B. Değerlendirme ve Gerekçe
Dava, tapu iptali ve tescil istemine ilişkindir.
Dosya içeriği ve toplanan delillerden; davacı Köy Tüzel Kişiliği adına kayıtlı dava konusu 126 ada 1 parsel sayılı taşınmazın 11.12.2007 tarihinde davalıya satış suretiyle devredildiği anlaşılmaktadır.
Bölge adliye mahkemelerinin nihai kararlarının bozulması 6100 sayılı Kanun'un 371. maddesinde yer alan sebeplerden birinin varlığı hâlinde mümkündür.

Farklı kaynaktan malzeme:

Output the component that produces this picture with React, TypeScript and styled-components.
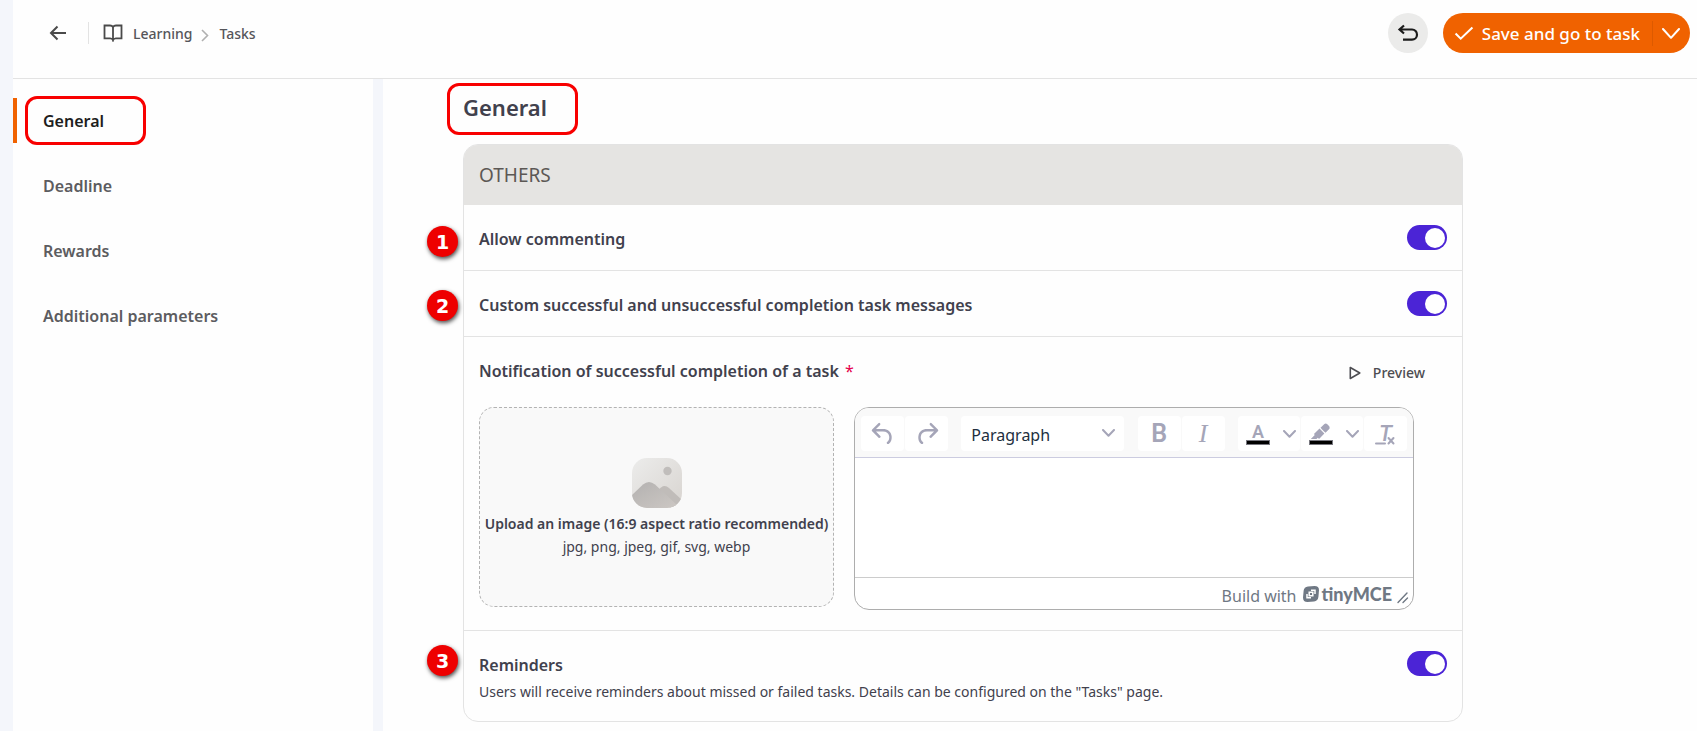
import React from 'react';
import styled, { createGlobalStyle } from 'styled-components';

const sans = `'Noto Sans', 'Open Sans', sans-serif`;

const GlobalStyle = createGlobalStyle`
  *, *::before, *::after { box-sizing: border-box; }
  body { margin: 0; background: #fefefe; font-family: ${sans}; color: #41414d; }
  button, input, select, textarea { font-family: inherit; color: inherit; margin: 0; }
  button { border: 0; padding: 0; background: none; cursor: pointer; }
  a { color: inherit; text-decoration: none; }
  svg { display: block; flex: none; }
`;

const Page = styled.div`
  display: flex;
  flex-direction: column;
  min-height: 100vh;
  border-left: 13px solid #f4f6fb;
`;

const TopBar = styled.header`
  display: flex;
  justify-content: space-between;
  align-items: flex-start;
  height: 79px;
  padding: 13px 7px 0 36px;
  border-bottom: 1px solid #e3e3e3;
`;

const Trail = styled.nav`
  display: flex;
  align-items: center;
  height: 40px;
  font-size: 14px;
  font-weight: 500;
  line-height: 20px;
  color: #55555a;
`;

const BackButton = styled.button`
  display: flex;
  padding-right: 21px;
  color: #4a4a4a;
`;

const BookLink = styled.a`
  display: flex;
  align-items: center;
  gap: 10px;
  height: 22px;
  padding-left: 14px;
  border-left: 1px solid #e3e3e3;
`;

const Separator = styled.span`
  display: flex;
  padding: 5px 10px 0 9px;
  color: #b0b0b0;
`;

const Crumb = styled.span`
  display: block;
  padding-top: 2px;
`;

const Actions = styled.div`
  display: flex;
  gap: 15px;
`;

const RoundButton = styled.button`
  display: flex;
  align-items: center;
  justify-content: center;
  width: 40px;
  height: 40px;
  border-radius: 50%;
  background: #ebebea;
  color: #1b1b1b;
`;

const SplitButton = styled.div`
  display: flex;
  align-items: center;
  height: 40px;
  border-radius: 20px;
  background: #f06200;
  color: #fff;
`;

const SaveButton = styled.button`
  display: flex;
  align-items: center;
  gap: 8px;
  height: 40px;
  padding: 1px 12px 0 11px;
  font-size: 17px;
  font-weight: 500;
  line-height: 24px;
`;

const MoreButton = styled.button`
  display: flex;
  align-items: center;
  height: 25px;
  padding: 0 10px 0 9px;
  border-left: 1px solid #dd5a00;
`;

const Body = styled.div`
  display: flex;
  flex: 1;
`;

const SideNav = styled.nav`
  flex: 0 0 370px;
  display: flex;
  flex-direction: column;
  gap: 20px;
  padding-top: 19px;
  border-right: 10px solid #f4f6fb;
`;

const SideLink = styled.a<{ $active?: boolean }>`
  position: relative;
  display: flex;
  align-items: center;
  height: 45px;
  padding: 1px 0 0 26px;
  border-left: 4px solid ${p => (p.$active ? '#f06200' : 'transparent')};
  border-radius: 0 3px 3px 0;
  font-size: 16px;
  font-weight: 600;
  line-height: 24px;
  color: ${p => (p.$active ? '#1d1d1d' : '#5c5c60')};
`;

const Frame = styled.span<{ $left: number; $top: number; $width: number; $height: number }>`
  position: absolute;
  left: ${p => p.$left}px;
  top: ${p => p.$top}px;
  width: ${p => p.$width}px;
  height: ${p => p.$height}px;
  border: 3px solid #f80000;
  border-radius: 12px;
  pointer-events: none;
`;

const Main = styled.main`
  flex: 1;
  min-width: 0;
  padding: 13px 80px 9px;
`;

const Title = styled.h1`
  position: relative;
  margin: 0 0 22px;
  font-size: 22px;
  font-weight: 600;
  line-height: 30px;
`;

const Card = styled.section`
  max-width: 1000px;
  border: 1px solid #e3e3e3;
  border-radius: 15px;
`;

const CardHead = styled.h2`
  margin: 0;
  padding: 18px 15px;
  border-radius: 14px 14px 0 0;
  background: #e5e4e2;
  font-size: 19px;
  font-weight: 400;
  line-height: 24px;
  color: #5c5855;
`;

const Row = styled.div`
  position: relative;
  padding: 20px 15px;
  & + & { border-top: 1px solid #e3e3e3; }
`;

const Line = styled.div`
  display: flex;
  align-items: flex-start;
  justify-content: space-between;
  height: 29px;
  margin-bottom: -4px;
`;

const Label = styled.label`
  padding-top: 2px;
  font-size: 16px;
  font-weight: 600;
  line-height: 24px;
`;

const Required = styled.span`
  margin-left: 2px;
  font-weight: 400;
  color: #e5004d;
`;

const Toggle = styled.input`
  appearance: none;
  display: flex;
  align-items: center;
  justify-content: flex-end;
  flex: none;
  width: 40px;
  height: 25px;
  padding-right: 2px;
  border-radius: 13px;
  background: #4b24d6;
  cursor: pointer;
  &::before {
    content: '';
    width: 20px;
    height: 20px;
    border-radius: 50%;
    background: #fff;
  }
  &:not(:checked) {
    justify-content: flex-start;
    padding-left: 2px;
    background: #b5b5b5;
  }
`;

const Note = styled.p`
  margin: 0;
  padding-top: 6px;
  font-size: 14px;
  line-height: 19px;
`;

const Marker = styled.span<{ $top: number }>`
  position: absolute;
  left: -37px;
  top: ${p => p.$top}px;
  display: flex;
  align-items: center;
  justify-content: center;
  width: 31px;
  height: 31px;
  border-radius: 50%;
  background: #ee0000;
  box-shadow: 1px 2px 4px rgba(0, 0, 0, 0.7);
  font: 700 19px/24px 'DejaVu Sans', sans-serif;
  color: #fff;
`;

const PreviewButton = styled.button`
  display: flex;
  align-items: center;
  gap: 12px;
  margin-right: 22px;
  padding-top: 4px;
  font-size: 14px;
  font-weight: 500;
  line-height: 24px;
  color: #4d4d52;
`;

const Message = styled.div`
  display: grid;
  grid-template-columns: 355fr 560fr;
  align-items: start;
  gap: 20px;
  padding: 25px 33px 0 0;
`;

const DropZone = styled.button`
  display: flex;
  flex-direction: column;
  align-items: center;
  justify-content: center;
  min-height: 200px;
  padding-top: 2px;
  border: 1px dashed #b3b3b3;
  border-radius: 15px;
  background: #f9f9f9;
  font-size: 14px;
  line-height: 23px;
`;

const DropTitle = styled.span`
  margin-top: 4px;
  font-weight: 600;
  white-space: nowrap;
`;

const Editor = styled.div`
  display: flex;
  flex-direction: column;
  height: 203px;
  border: 1px solid #adadad;
  border-radius: 15px;
  background: #fff;
  overflow: hidden;
`;

const Toolbar = styled.div`
  display: flex;
  justify-content: space-between;
  padding: 8px 6px 6px;
  border-bottom: 1px solid #cccce0;
  background: #f9f9f9;
  color: #a5a5b8;
`;

const Group = styled.div`
  display: flex;
  gap: 1px;
`;

const Tool = styled.button<{ $split?: boolean }>`
  display: flex;
  align-items: center;
  justify-content: ${p => (p.$split ? 'space-between' : 'center')};
  width: ${p => (p.$split ? 62 : 43)}px;
  height: 35px;
  padding: ${p => (p.$split ? '0 4px 0 8px' : '0')};
  border-radius: 4px;
  background: #fff;
`;

const Glyph = styled.span<{ $face: string; $size: number; $weight: number; $slant?: boolean }>`
  font-family: ${p => p.$face};
  font-size: ${p => p.$size}px;
  font-weight: ${p => p.$weight};
  font-style: ${p => (p.$slant ? 'italic' : 'normal')};
  line-height: 24px;
  color: #a5a5b8;
`;

const Inked = styled.span`
  display: flex;
  flex-direction: column;
  align-items: center;
  justify-content: flex-end;
  width: 24px;
  height: 22px;
  &::after {
    content: '';
    flex: none;
    width: 24px;
    height: 5px;
    border: 1px solid #77777f;
    background: #000;
  }
`;

const InkLetter = styled.span`
  font: 600 18px/16px Roboto, sans-serif;
  color: #a5a5b8;
`;

const ClearIcon = styled.span`
  position: relative;
  display: flex;
  justify-content: center;
  width: 24px;
  height: 24px;
  svg { position: absolute; left: 0; bottom: 1px; }
`;

const BlockPicker = styled.div`
  position: relative;
  display: flex;
  width: 163px;
  height: 35px;
  svg { position: absolute; right: 9px; top: 13px; pointer-events: none; }
`;

const Select = styled.select`
  appearance: none;
  flex: 1;
  height: 35px;
  padding: 2px 10px 0;
  border: 0;
  border-radius: 4px;
  background: #fff;
  font-size: 16px;
  color: #222f3e;
`;

const Area = styled.textarea`
  flex: 1;
  min-height: 0;
  padding: 12px;
  border: 0;
  outline: 0;
  resize: none;
  font-size: 16px;
`;

const StatusBar = styled.div`
  display: flex;
  align-items: center;
  justify-content: flex-end;
  height: 32px;
  padding: 0 4px 0 12px;
  border-top: 1px solid #cccccc;
  font-size: 16px;
  line-height: 24px;
  color: #6f7884;
`;

const StatusText = styled.span`
  padding-top: 4px;
`;

const Brand = styled.a`
  display: flex;
  align-items: center;
  gap: 3px;
  margin: 0 5px 0 6px;
  font: 900 18px/24px Lato, sans-serif;
`;

const Grip = styled.span`
  padding-top: 8px;
`;

const Chevron = ({ w = 13, h = 8, stroke = 2 }: { w?: number; h?: number; stroke?: number }) => (
  <svg width={w} height={h} viewBox={`0 0 ${w} ${h}`} fill="none" stroke="currentColor" strokeWidth={stroke} strokeLinecap="round" strokeLinejoin="round">
    <path d={`M1 1 L${w / 2} ${h - 1.2} L${w - 1} 1`} />
  </svg>
);

const BackIcon = () => (
  <svg width="18" height="16" viewBox="0 0 18 16" fill="none" stroke="currentColor" strokeWidth="2">
    <path d="M17 8H2.5M8.5 1.5 2 8l6.5 6.5" />
  </svg>
);

const BookIcon = () => (
  <svg width="20" height="18" viewBox="0 0 20 18" fill="none" stroke="#4a4a4a" strokeWidth="1.8">
    <path d="M10 3.2C9.4 2 8.4 1.5 7 1.5H1.5v12.8H7.2c1.4 0 2.4.6 2.8 1.9.4-1.3 1.4-1.9 2.8-1.9h5.7V1.5H13c-1.4 0-2.4.5-3 1.7Zm0 0v13" />
  </svg>
);

const UndoArrow = () => (
  <svg width="22" height="20" viewBox="0 0 22 20" fill="none" stroke="currentColor" strokeWidth="2.2">
    <path d="M7 2.5 2.500 6.500l4.500 4M3 6.500h12a5 5 0 0 1 5 5.200 5 5 0 0 1-5 4.900H6" />
  </svg>
);

const CheckIcon = () => (
  <svg width="20" height="15" viewBox="0 0 21 16" fill="none" stroke="currentColor" strokeWidth="2.2">
    <path d="m1.5 8 5.500 5.500L19.500 1.500" />
  </svg>
);

const HistoryIcon = ({ flip }: { flip?: boolean }) => (
  <svg width="30" height="30" viewBox="0 0 24 24" fill="currentColor">
    <path
      transform={flip ? 'matrix(-1 0 0 1 24 0)' : undefined}
      d="M6.4 8H12c3.700 0 6.200 2 6.800 5.100.6 2.700-.4 5.600-2.300 6.800a1 1 0 0 1-1-1.800c1.100-.6 1.800-2.700 1.400-4.600-.5-2.100-2.100-3.500-4.900-3.500H6.400l3.300 3.300a1 1 0 1 1-1.400 1.400l-5-5a1 1 0 0 1 0-1.400l5-5a1 1 0 0 1 1.400 1.400L6.400 8Z"
    />
  </svg>
);

const PenIcon = () => (
  <svg width="21" height="17" viewBox="2.5 3.5 17 14" fill="#a5a5b8">
    <path d="M7.7 16.7H3l3.300-3.300-.7-.8L10.200 8l4 4.100-4 4.200c-.2.2-.6.2-.8 0l-.6-.7-1.100 1.100zm5-7.500L11 7.400l3-2.900a2 2 0 0 1 2.600 0L18 6c.7.7.7 2 0 2.700l-2.900 2.900-1.800-1.800-.5-.6" />
  </svg>
);

const PlayIcon = () => (
  <svg width="12" height="14" viewBox="0 0 12 14" fill="none" stroke="currentColor" strokeWidth="1.6" strokeLinejoin="round">
    <path d="M1.3 1.500v11L10.800 7z" />
  </svg>
);

const PictureIcon = () => (
  <svg width="50" height="50" viewBox="0 0 50 50">
    <defs>
      <linearGradient id="tile" x1="0" y1="0" x2="1" y2="1">
        <stop offset="0" stopColor="#ececeb" />
        <stop offset="1" stopColor="#d8d4d0" />
      </linearGradient>
      <linearGradient id="hill" x1="0" y1="0" x2="1" y2="1">
        <stop offset="0" stopColor="#b3b1b0" />
        <stop offset="1" stopColor="#cdc8c4" />
      </linearGradient>
      <clipPath id="tileEdge"><rect width="50" height="50" rx="15" /></clipPath>
    </defs>
    <g clipPath="url(#tileEdge)">
      <rect width="50" height="50" fill="url(#tile)" />
      <circle cx="35.5" cy="13" r="4.2" fill="#c0bdbb" />
      <path d="M24 34 29 29.500q4-3 8 .5L50 42v8H38z" fill="#c0bcb9" />
      <path d="M-1 38 11 26.500q6-5 12 0L46 48v3H-1z" fill="url(#hill)" />
    </g>
  </svg>
);

const BrandMark = () => (
  <svg width="16" height="16" viewBox="0 0 16 16">
    <path fill="#6f7884" d="M5 .6 11.500 0Q16 0 16 4.200L15.400 11Q15 15 11 15.400L4.500 16Q0 16 0 11.800L.6 5Q1 1 5 .6Z" />
    <path fill="none" stroke="#fff" strokeWidth="1.5" d="M8 4.200h4V8M8 11.800H4V8M6.200 6.200h3.600v3.600H6.200Z" />
  </svg>
);

const GripIcon = () => (
  <svg width="12" height="12" viewBox="0 0 12 12" stroke="#6f7884" strokeWidth="1.4" strokeLinecap="round">
    <path d="M1 10.500 10 1M6 10.500 10.500 6" />
  </svg>
);

const sections = ['General', 'Deadline', 'Rewards', 'Additional parameters'];

export default function App() {
  return (
    <>
      <GlobalStyle />
      <Page>
        <TopBar>
          <Trail aria-label="Breadcrumb">
            <BackButton aria-label="Back"><BackIcon /></BackButton>
            <BookLink href="#learning"><BookIcon /><Crumb>Learning</Crumb></BookLink>
            <Separator>
              <svg width="8" height="13" viewBox="0 0 8 13" fill="none" stroke="currentColor" strokeWidth="1.6">
                <path d="m1 1 5.500 5.500L1 12" />
              </svg>
            </Separator>
            <a href="#tasks"><Crumb>Tasks</Crumb></a>
          </Trail>
          <Actions>
            <RoundButton aria-label="Undo"><UndoArrow /></RoundButton>
            <SplitButton>
              <SaveButton><CheckIcon />Save and go to task</SaveButton>
              <MoreButton aria-label="More save options"><Chevron w={18} h={11} stroke={2} /></MoreButton>
            </SplitButton>
          </Actions>
        </TopBar>
        <Body>
          <SideNav aria-label="Sections">
            {sections.map((name, i) => (
              <SideLink key={name} href={`#${name}`} $active={i === 0}>
                {name}
                {i === 0 && <Frame $left={8} $top={-2} $width={121} $height={49} />}
              </SideLink>
            ))}
          </SideNav>
          <Main>
            <Title>
              General
              <Frame $left={-16} $top={-9} $width={131} $height={52} />
            </Title>
            <Card>
              <CardHead>OTHERS</CardHead>
              <Row>
                <Marker $top={21}>1</Marker>
                <Line>
                  <Label htmlFor="comments">Allow commenting</Label>
                  <Toggle type="checkbox" id="comments" defaultChecked />
                </Line>
              </Row>
              <Row>
                <Marker $top={19}>2</Marker>
                <Line>
                  <Label htmlFor="custom">Custom successful and unsuccessful completion task messages</Label>
                  <Toggle type="checkbox" id="custom" defaultChecked />
                </Line>
              </Row>
              <Row>
                <Line>
                  <Label htmlFor="message">Notification of successful completion of a task <Required>*</Required></Label>
                  <PreviewButton><PlayIcon />Preview</PreviewButton>
                </Line>
                <Message>
                  <DropZone>
                    <PictureIcon />
                    <DropTitle>Upload an image (16:9 aspect ratio recommended)</DropTitle>
                    <span>jpg, png, jpeg, gif, svg, webp</span>
                  </DropZone>
                  <Editor>
                    <Toolbar>
                      <Group>
                        <Tool aria-label="Undo edit"><HistoryIcon /></Tool>
                        <Tool aria-label="Redo edit"><HistoryIcon flip /></Tool>
                      </Group>
                      <BlockPicker>
                        <Select aria-label="Block format"><option>Paragraph</option></Select>
                        <Chevron />
                      </BlockPicker>
                      <Group>
                        <Tool aria-label="Bold"><Glyph $face="Roboto, sans-serif" $size={25} $weight={600}>B</Glyph></Tool>
                        <Tool aria-label="Italic"><Glyph $face="'Liberation Serif', serif" $size={26} $weight={400} $slant>I</Glyph></Tool>
                      </Group>
                      <Group>
                        <Tool $split aria-label="Text color"><Inked><InkLetter>A</InkLetter></Inked><Chevron /></Tool>
                        <Tool $split aria-label="Highlight color"><Inked><PenIcon /></Inked><Chevron /></Tool>
                        <Tool aria-label="Clear formatting">
                          <ClearIcon>
                            <Glyph $face="Roboto, sans-serif" $size={22} $weight={500} $slant>T</Glyph>
                            <svg width="24" height="12" viewBox="0 0 24 12" fill="none" stroke="#a5a5b8" strokeWidth="2" strokeLinecap="round">
                              <path d="M3 10.500h9M15.500 5l5 5.500M20.500 5l-5 5.500" />
                            </svg>
                          </ClearIcon>
                        </Tool>
                      </Group>
                    </Toolbar>
                    <Area id="message" />
                    <StatusBar>
                      <StatusText>Build with</StatusText>
                      <Brand href="#tinymce"><BrandMark />tinyMCE</Brand>
                      <Grip><GripIcon /></Grip>
                    </StatusBar>
                  </Editor>
                </Message>
              </Row>
              <Row>
                <Marker $top={14}>3</Marker>
                <Line>
                  <Label htmlFor="reminders">Reminders</Label>
                  <Toggle type="checkbox" id="reminders" defaultChecked />
                </Line>
                <Note>Users will receive reminders about missed or failed tasks. Details can be configured on the "Tasks" page.</Note>
              </Row>
            </Card>
          </Main>
        </Body>
      </Page>
    </>
  );
}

Temyizen incelenen karar, tarafların karşılıklı iddia ve savunmalarına, dayandıkları belgelere, uyuşmazlığa uygulanması gereken hukuk kuralları ile hukuki ilişkinin nitelendirilmesine, dava şartlarına, yargılama ve ispat kuralları ile kararda belirtilen gerekçelere göre usul ve kanuna uygun olup temyiz dilekçesinde ileri sürülen nedenler kararın bozulmasını gerektirecek nitelikte görülmemiştir.
VI. KARAR
Açıklanan sebeplerle;
Davalı vekilinin temyiz itirazlarının reddi ile Bölge Adliye Mahkemesi kararının 6100 sayılı Kanun'un 370. maddesinin birinci fıkrası uyarınca ONANMASINA,
Aşağıda yazılı 29,539,71 TL bakiye onama harcının temyiz eden davalıdan alınmasına,
Dosyanın İlk Derece Yalova 1. Asliye Hukuk Mahkemesine, kararın bir örneğinin Bursa Bölge Adliye Mahkemesi 1. Hukuk Dairesine gönderilmesine, 05.05.2025 tarihinde kesin olmak üzere oy birliğiyle karar verildi.